Estelle Brachlianoff’s remuneration compared to other female leaders in the CAC 40
Comparing Estelle Brachlianoff’s remuneration to the overall average of CAC 40 CEOs is misleading. The average is skewed upwards by a few very high packages in luxury or tech. The relevant comparison is with other female leaders in the index, who are still very few.
With a total package of around 2.5 million euros, the CEO of Veolia is below the median of CAC 40 CEOs. The environmental services sector generates structurally lower margins than luxury or finance, which mechanically impacts the levels of executive remuneration.
The very slow feminization of leadership positions in the CAC 40 makes statistical comparisons fragile. The sample of female executives remains too small to draw robust conclusions about a potential gender pay gap at this level of responsibility.
Gap between executive remuneration and median salary of the group
The ratio between the total remuneration of the CEO and the median salary of Veolia employees fuels an ongoing debate.
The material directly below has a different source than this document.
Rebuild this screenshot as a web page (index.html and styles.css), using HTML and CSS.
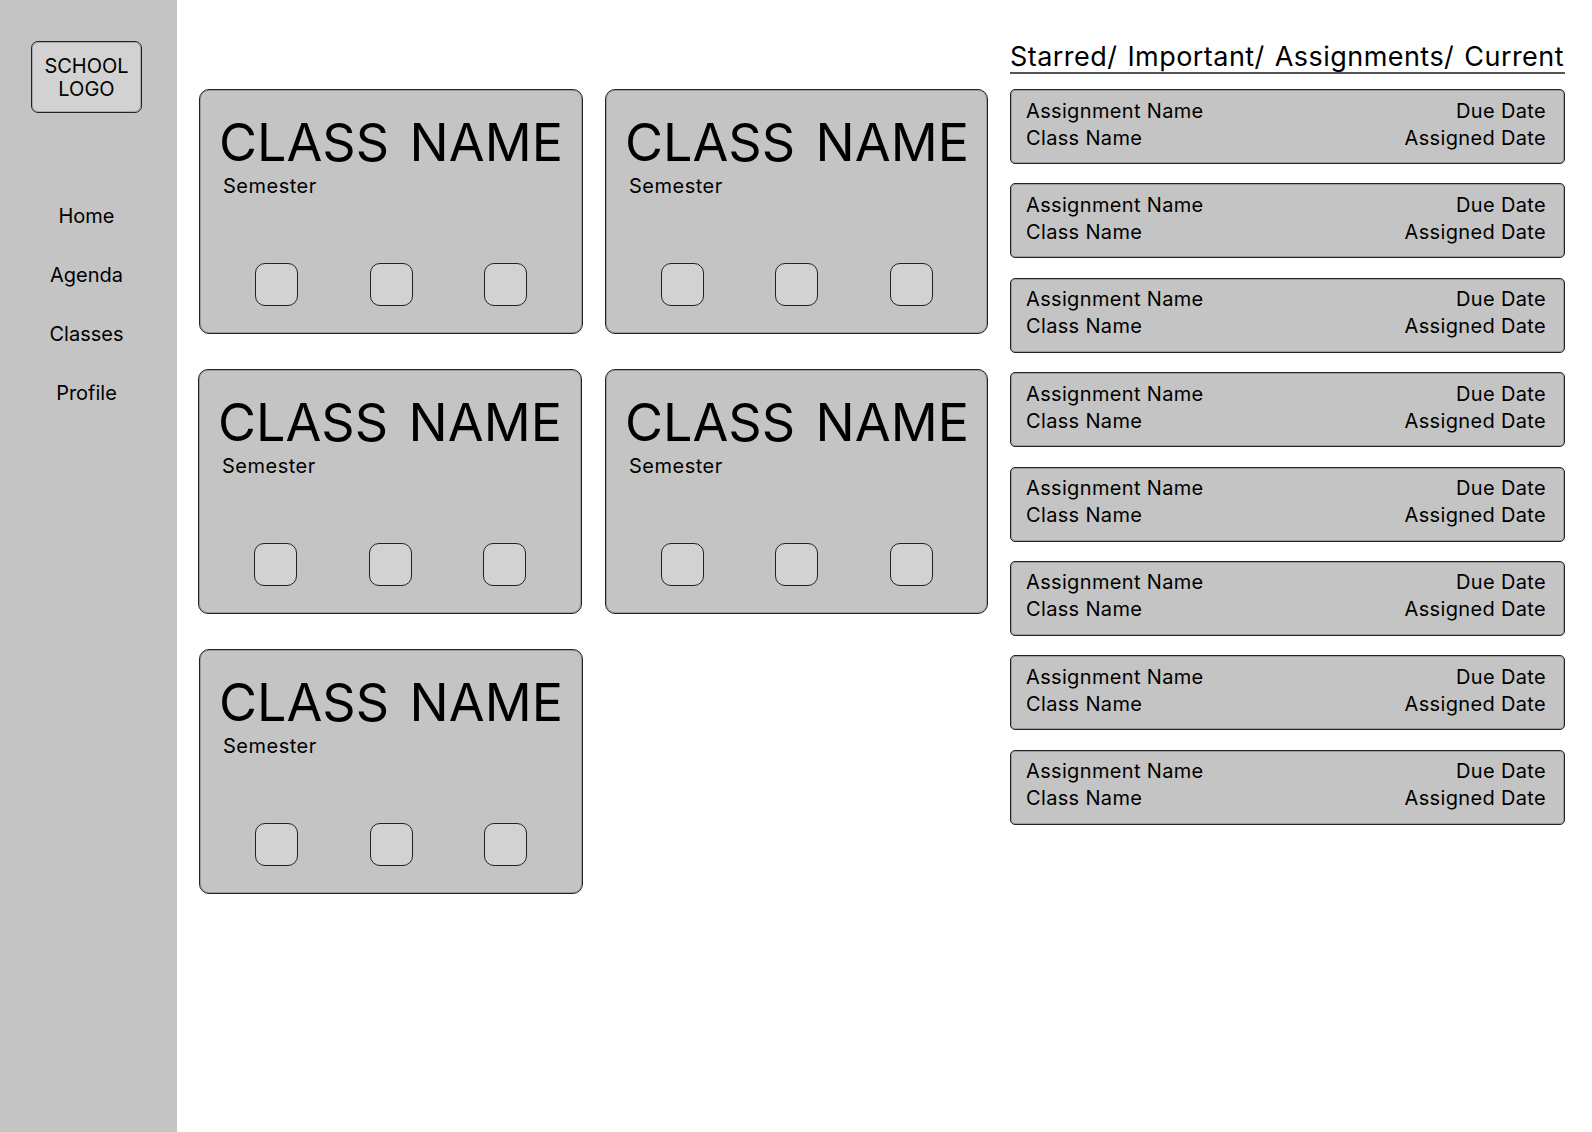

This ratio, published in the universal registration document, remains an indicator monitored by proxy advisors and ESG funds.
Veolia employs several hundred thousand employees worldwide, in operational jobs (collection, water treatment, waste management) where salary scales vary significantly by country. The executive/median salary ratio depends as much on the geography of the group as on the level of remuneration at the top.
The increase in the CSR share in the bonus creates a partial alignment between the CEO’s remuneration and the working conditions of the teams, as safety and diversity are among the allocation criteria. This alignment remains indirect, but it materializes a link that purely financial packages did not offer.